Answering a simple question, asking someone to repeat, and clarifying a misunderstanding are small moments that require attention. These moments are short but demanding. They force attention in a way exercises cannot fully recreate. Because they are unpredictable, the brain treats them as meaningful and stores them differently.
Some learners prefer preparing before speaking. Others discover they start understanding only after attempting to respond. Neither behaviour is wrong; they simply activate practice at different moments. The environment makes both possible. A structured session may introduce something in the morning, and an ordinary situation repeats it later without planning.
💡 Real improvement often follows daily micro-interactions, not total study hours.
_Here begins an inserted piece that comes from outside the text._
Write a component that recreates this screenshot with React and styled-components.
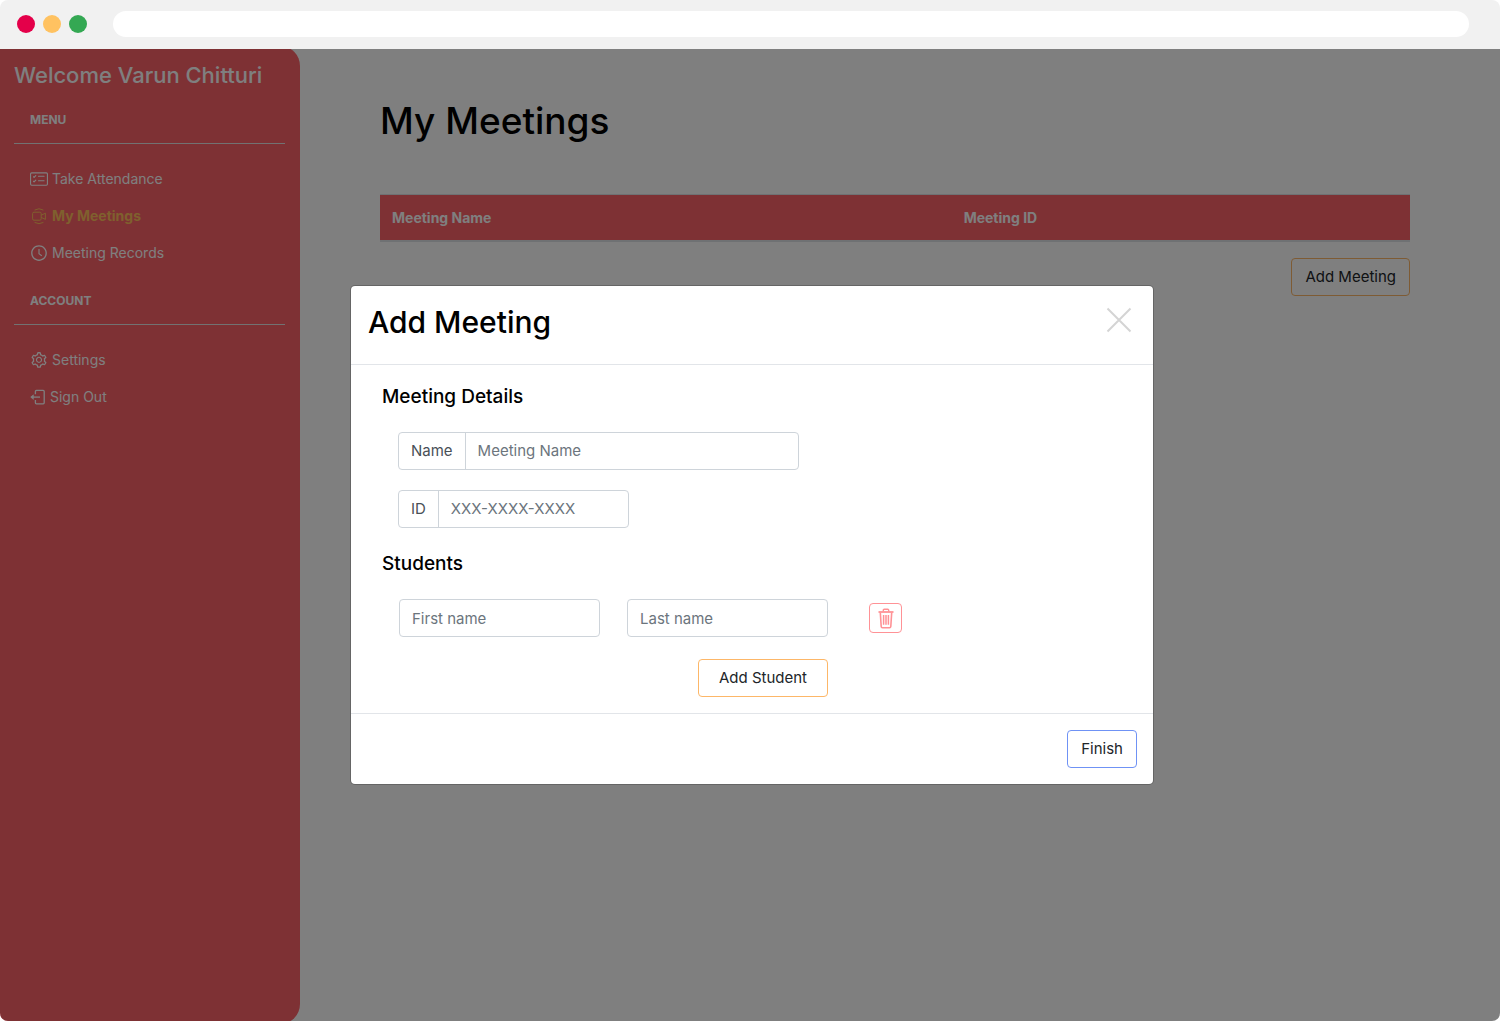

Over time, learners stop separating study and use. The lesson introduces patterns, and daily situations test them. The repetition does not look repetitive, yet recognition grows. This is often when confidence appears not suddenly, but quietly.
This is usually the point where learning feels less controlled and more natural.
Feedback plays a similar role. Some learners improve by being corrected immediately, others by noticing misunderstandings later during conversation. Neither timing is superior; they simply support different awareness processes. Over time, recognising mistakes becomes faster than avoiding them, which is usually the moment fluency begins to stabilise.

Real situations you start noticing
- asking for clarification
- reacting instead of translating
- understanding tone, not only words
If your goal is a professional career, ensure your chosen study path helps you to prepare for DELF exams in the long run.
The most effective ways to study French are the ones that fit naturally into your week. When your method aligns with your routine, progress becomes steady rather than forced. Bonne chance!